As crises de abastecimento após a guerra da Ucrânia, que atingiram em especial os países europeus dependentes do gás russo, colaboraram para acelerar a procura de alternativas energéticas. Durante a COP28, em dezembro do ano passado, 22 países se comprometeram a triplicar a geração nuclear nas próximas décadas. Estados Unidos, França, Emirados Árabes e Japão são alguns dos signatários. Foi também a primeira edição da conferência do clima em que a energia nuclear acabou incluída no documento final como parte da solução para frear o aquecimento global. “Das energias limpas, a nuclear é a única dita firme, porque fornece energia independente se chover, ventar ou fazer sol”, diz Inayá Corrêa, coordenadora do programa de Engenharia Nuclear do instituto de pesquisas em engenharia da Universidade Federal do Rio de Janeiro (Coppe/UFRJ). “Por isso, no combate às mudanças climáticas, todos os tipos de energia terão que ser considerados.” Atualmente, há 57 reatores em construção no mundo, de acordo com a Agência Internacional de Energia Atômica (IAEA, na sigla em inglês). E existem 415 ativos. O número está distante do pico, alcançado no início do século, mas a retomada dos projetos levará a novos recordes.
No Brasil, a produção de energia nuclear engatinha. O país conta com apenas duas usinas — Angra 1 e Angra 2 —, número distante dos países líderes nessa tecnologia: são 94 nos Estados Unidos, 56 na França e 55 na China. Ainda assim, estímulos à fonte nuclear estão presentes no Plano Nacional de Energia (PNE) 2050, que define como metas a retomada dos estudos na área e a desmistificação do tema para a sociedade. Peça-chave para isso é a conclusão de Angra 3, incompleta há quase quarenta anos.

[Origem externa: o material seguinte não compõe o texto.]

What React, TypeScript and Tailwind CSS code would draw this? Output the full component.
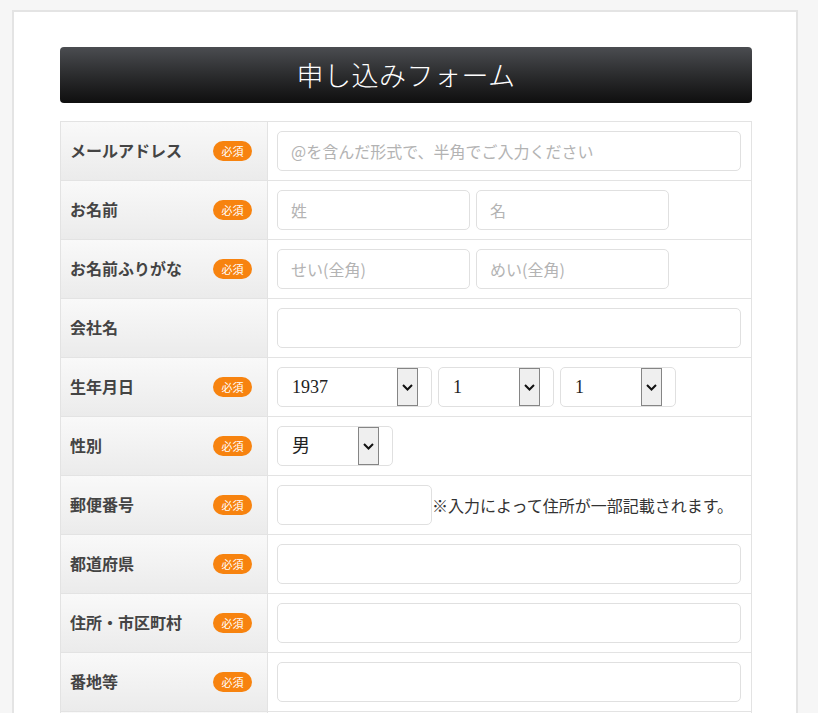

Paralisado ainda nos anos 1980, o projeto foi retomado em 2008 e interrompido novamente em 2015, após suspeitas de corrupção apuradas pela Operação Lava-Jato. Atualmente, 66% da estrutura da usina está pronta, sendo que 11 500 equipamentos já foram entregues e aguardam instalação. A retomada exige investimentos altos, preço a pagar para acompanhar essa tendência global. Mas existe uma movimentação para viabilizar as obras. O BNDES prepara uma bateria de estudos para delimitar o cronograma e definir o orçamento para o seu reinício — estima-se que serão necessários 20 bilhões de reais, que se somariam aos 7,8 bilhões já investidos até aqui. “Não concluir Angra 3 é mais caro do que concluí-la”, alerta Raul Lycurgo, presidente da Eletronuclear, estatal responsável pela operação do complexo nuclear de Angra. “Se abandonarmos o projeto, serão bilhões de reais jogados fora sem que haja retorno para a sociedade.”

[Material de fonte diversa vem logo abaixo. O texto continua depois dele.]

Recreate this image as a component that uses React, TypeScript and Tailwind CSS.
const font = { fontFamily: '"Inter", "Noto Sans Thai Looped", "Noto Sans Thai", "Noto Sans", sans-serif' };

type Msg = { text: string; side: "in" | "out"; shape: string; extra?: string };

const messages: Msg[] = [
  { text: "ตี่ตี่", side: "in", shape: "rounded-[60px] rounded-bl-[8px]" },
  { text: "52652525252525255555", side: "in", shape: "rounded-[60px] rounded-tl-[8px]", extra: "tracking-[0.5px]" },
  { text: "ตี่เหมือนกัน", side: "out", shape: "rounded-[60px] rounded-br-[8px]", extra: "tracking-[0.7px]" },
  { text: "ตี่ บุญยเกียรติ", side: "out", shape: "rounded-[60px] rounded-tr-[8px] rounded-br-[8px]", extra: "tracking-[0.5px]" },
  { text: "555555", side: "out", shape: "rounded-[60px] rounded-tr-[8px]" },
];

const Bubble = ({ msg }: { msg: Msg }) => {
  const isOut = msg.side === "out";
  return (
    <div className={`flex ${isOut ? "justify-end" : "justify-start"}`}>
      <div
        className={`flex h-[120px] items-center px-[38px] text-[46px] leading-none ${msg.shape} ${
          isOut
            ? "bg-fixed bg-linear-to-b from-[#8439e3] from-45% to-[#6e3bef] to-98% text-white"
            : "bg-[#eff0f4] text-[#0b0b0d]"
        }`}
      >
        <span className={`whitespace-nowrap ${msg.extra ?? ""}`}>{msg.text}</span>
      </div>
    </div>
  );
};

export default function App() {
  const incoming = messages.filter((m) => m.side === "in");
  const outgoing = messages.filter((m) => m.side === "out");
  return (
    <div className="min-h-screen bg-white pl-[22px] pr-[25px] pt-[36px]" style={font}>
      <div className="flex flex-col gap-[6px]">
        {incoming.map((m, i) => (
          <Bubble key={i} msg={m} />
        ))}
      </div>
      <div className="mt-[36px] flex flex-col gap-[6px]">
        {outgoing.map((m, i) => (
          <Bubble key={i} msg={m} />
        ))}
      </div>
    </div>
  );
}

Custos altos de implementação são uma barreira em todo o mundo. Uma usina nuclear pode demorar até dez anos para ser construída, o que drena recursos e desestimula investimentos. Para contornar o problema, uma alternativa cada vez mais usada são os pequenos reatores modulares (SMRs, na sigla em inglês), menores que os reatores convencionais e que podem ser fabricados em escala. Os SMRs são também considerados mais seguros. É nessa tecnologia que investe a TerraPower, empresa de energia de Bill Gates, o criador da Microsoft, que anunciou em março planos para construir sua primeira usina nuclear, contando com 2 bilhões de dólares do governo americano.
Com o aumento do interesse global, o Brasil sai ganhando. O país tem a oitava maior reserva de urânio do mundo e é uma das poucas nações que detêm a tecnologia para enriquecê-lo. “O Brasil tem a chance de ser um player mundial”, diz Carlos Moreira, presidente da Associação Brasileira de Energia Nuclear. No mundo, o urânio, devido ao aumento da demanda, vive uma escalada de preços, que está no maior nível desde 2007.
A INB, estatal brasileira que tem o monopólio da mineração de urânio do país, voltará a abastecer Angra 1 e Angra 2 ainda em 2024 — nos últimos cinco anos, 100% da matéria-prima das usinas brasileiras foi importada. A INB opera apenas um sítio de mineração, em Caetité, na Bahia, com capacidade de extração de 400 toneladas de urânio por ano. Em 2027, a empresa planeja inaugurar o Projeto Santa Quitéria, no Ceará, para extrair por ano 2 300 toneladas. De acordo com Adauto Seixas, presidente da INB, a nova empreitada tornará o Brasil autossuficiente para atender às demandas de Angra 1, 2 e 3. Entre prós e contras, a energia nuclear renasce como uma alternativa cada vez mais viável.